» Set task: Everything from the line containing "Recreate this image" through the line containing "string; keys?: string;" must be written out exactly, and nothing more; leave any pictures out.

» Material to process:
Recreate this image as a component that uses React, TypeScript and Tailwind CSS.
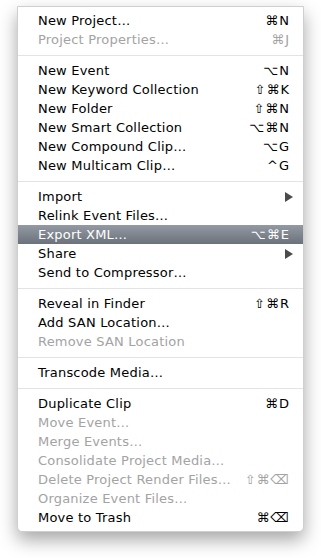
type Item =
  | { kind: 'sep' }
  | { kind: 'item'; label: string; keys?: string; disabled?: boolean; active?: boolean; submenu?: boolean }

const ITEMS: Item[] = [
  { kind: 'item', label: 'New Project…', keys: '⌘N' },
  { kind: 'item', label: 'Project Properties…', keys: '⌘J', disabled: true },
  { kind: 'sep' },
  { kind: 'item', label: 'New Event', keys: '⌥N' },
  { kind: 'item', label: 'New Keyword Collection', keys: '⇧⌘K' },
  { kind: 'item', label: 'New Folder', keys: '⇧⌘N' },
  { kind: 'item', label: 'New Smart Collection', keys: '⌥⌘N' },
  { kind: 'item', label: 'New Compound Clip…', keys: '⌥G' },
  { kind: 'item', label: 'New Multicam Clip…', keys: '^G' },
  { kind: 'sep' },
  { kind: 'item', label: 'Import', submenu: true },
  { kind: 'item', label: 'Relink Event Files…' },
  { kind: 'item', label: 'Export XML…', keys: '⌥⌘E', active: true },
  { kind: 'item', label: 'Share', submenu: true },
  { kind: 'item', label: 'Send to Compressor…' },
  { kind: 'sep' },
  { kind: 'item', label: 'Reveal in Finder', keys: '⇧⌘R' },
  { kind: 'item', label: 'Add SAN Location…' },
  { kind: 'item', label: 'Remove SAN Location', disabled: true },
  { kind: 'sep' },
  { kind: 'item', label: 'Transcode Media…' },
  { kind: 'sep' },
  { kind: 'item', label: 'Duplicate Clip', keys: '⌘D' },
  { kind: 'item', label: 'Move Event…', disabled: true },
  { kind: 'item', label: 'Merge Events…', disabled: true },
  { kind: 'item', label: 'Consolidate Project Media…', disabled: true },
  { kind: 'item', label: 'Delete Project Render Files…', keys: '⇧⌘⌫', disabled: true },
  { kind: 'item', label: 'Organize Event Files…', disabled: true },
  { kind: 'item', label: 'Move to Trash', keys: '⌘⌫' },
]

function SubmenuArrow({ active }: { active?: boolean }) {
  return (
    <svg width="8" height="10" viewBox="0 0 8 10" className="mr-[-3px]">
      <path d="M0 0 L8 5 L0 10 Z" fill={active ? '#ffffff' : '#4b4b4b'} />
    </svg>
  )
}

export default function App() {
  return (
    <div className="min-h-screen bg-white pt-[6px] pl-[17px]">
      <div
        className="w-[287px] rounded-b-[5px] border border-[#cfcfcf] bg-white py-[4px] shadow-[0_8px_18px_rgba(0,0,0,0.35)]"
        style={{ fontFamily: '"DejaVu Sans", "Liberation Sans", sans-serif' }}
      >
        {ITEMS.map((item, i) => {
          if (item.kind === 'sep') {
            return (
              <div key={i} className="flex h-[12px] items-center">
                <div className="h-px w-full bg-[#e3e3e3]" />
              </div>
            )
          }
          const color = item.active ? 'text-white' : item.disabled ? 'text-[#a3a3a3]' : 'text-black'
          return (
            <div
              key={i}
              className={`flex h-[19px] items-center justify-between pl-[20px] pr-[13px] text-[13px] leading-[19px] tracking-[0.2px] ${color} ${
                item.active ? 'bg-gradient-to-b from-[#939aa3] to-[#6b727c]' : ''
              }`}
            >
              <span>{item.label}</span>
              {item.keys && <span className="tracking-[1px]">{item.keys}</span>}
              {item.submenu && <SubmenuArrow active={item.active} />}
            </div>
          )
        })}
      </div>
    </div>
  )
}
...
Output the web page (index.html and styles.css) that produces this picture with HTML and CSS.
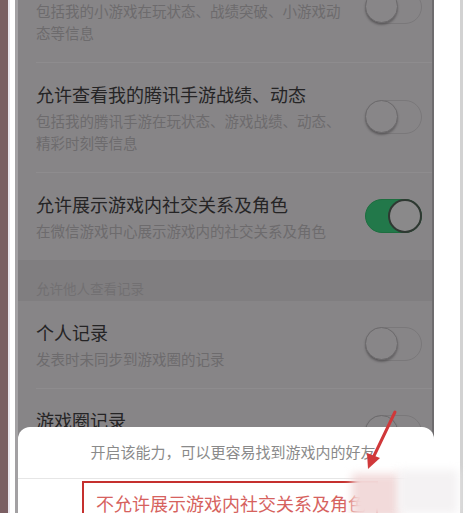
---
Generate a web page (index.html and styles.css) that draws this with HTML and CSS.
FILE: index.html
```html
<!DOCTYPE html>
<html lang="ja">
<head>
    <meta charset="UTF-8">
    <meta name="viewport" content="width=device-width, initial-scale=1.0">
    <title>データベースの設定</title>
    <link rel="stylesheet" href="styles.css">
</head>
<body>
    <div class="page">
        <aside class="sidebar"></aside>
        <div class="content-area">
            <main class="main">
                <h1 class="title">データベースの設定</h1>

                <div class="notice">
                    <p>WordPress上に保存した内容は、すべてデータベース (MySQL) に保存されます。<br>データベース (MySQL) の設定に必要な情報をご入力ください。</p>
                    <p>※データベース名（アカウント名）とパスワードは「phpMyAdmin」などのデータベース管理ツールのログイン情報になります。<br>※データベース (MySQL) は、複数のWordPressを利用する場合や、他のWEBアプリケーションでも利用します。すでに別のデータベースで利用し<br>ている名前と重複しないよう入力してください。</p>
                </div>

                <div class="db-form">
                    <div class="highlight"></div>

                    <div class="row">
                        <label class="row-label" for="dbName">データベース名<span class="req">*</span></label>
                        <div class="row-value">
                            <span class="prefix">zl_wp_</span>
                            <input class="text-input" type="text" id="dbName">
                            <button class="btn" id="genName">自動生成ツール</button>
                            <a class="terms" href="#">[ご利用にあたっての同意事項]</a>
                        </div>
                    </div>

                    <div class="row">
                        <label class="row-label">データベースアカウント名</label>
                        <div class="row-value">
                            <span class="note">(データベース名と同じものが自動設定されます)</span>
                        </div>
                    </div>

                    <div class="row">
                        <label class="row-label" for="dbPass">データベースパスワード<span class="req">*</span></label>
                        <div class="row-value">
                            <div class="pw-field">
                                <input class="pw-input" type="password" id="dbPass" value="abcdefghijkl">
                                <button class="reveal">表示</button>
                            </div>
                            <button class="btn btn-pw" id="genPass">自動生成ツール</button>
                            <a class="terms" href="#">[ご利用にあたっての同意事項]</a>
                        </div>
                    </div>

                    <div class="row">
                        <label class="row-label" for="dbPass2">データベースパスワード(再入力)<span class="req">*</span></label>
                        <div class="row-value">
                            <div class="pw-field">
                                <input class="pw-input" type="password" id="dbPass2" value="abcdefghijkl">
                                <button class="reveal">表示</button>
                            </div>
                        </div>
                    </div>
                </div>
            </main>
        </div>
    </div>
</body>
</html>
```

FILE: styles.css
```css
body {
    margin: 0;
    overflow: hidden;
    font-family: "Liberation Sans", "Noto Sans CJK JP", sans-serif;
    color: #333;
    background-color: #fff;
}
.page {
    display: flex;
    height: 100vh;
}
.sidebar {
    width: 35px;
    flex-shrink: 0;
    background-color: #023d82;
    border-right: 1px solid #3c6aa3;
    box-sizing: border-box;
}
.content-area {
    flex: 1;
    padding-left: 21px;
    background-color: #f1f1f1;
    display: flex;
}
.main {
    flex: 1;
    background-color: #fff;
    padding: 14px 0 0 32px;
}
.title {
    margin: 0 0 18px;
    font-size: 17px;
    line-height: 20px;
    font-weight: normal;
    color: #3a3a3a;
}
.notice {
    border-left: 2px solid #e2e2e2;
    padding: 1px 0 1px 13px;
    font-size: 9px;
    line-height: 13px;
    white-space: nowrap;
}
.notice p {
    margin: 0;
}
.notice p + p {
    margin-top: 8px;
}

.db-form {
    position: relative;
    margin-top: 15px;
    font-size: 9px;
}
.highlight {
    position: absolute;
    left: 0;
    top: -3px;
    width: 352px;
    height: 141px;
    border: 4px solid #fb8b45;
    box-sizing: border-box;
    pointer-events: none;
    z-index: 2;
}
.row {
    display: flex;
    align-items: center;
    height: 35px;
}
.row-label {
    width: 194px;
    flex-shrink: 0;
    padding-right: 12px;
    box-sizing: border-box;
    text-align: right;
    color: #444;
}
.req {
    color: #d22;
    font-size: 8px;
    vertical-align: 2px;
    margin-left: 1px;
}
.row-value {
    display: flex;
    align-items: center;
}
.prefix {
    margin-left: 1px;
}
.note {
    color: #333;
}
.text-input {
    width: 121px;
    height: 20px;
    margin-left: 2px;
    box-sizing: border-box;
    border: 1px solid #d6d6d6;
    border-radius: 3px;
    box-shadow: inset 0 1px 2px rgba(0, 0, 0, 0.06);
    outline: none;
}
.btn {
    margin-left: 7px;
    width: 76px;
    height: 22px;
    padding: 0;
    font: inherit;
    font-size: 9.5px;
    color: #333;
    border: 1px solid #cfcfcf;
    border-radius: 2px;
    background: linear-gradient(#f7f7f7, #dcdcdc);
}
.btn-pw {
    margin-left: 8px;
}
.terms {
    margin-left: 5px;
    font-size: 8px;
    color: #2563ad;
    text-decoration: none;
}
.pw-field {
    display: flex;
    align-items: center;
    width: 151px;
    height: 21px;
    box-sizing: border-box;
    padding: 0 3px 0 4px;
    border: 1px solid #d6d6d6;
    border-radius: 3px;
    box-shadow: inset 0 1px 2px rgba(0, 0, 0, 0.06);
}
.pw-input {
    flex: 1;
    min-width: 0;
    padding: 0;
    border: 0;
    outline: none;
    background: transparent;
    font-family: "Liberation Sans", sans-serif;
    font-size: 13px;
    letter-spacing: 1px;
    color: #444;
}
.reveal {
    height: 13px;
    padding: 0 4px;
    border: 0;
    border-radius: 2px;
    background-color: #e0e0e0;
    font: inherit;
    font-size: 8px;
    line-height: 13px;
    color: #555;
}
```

» Task result:
Recreate this image as a component that uses React, TypeScript and Tailwind CSS.
type Item =
  | { kind: 'sep' }
  | { kind: 'item'; label: string; keys?: string; disabled?: boolean; active?: boolean; submenu?: boolean }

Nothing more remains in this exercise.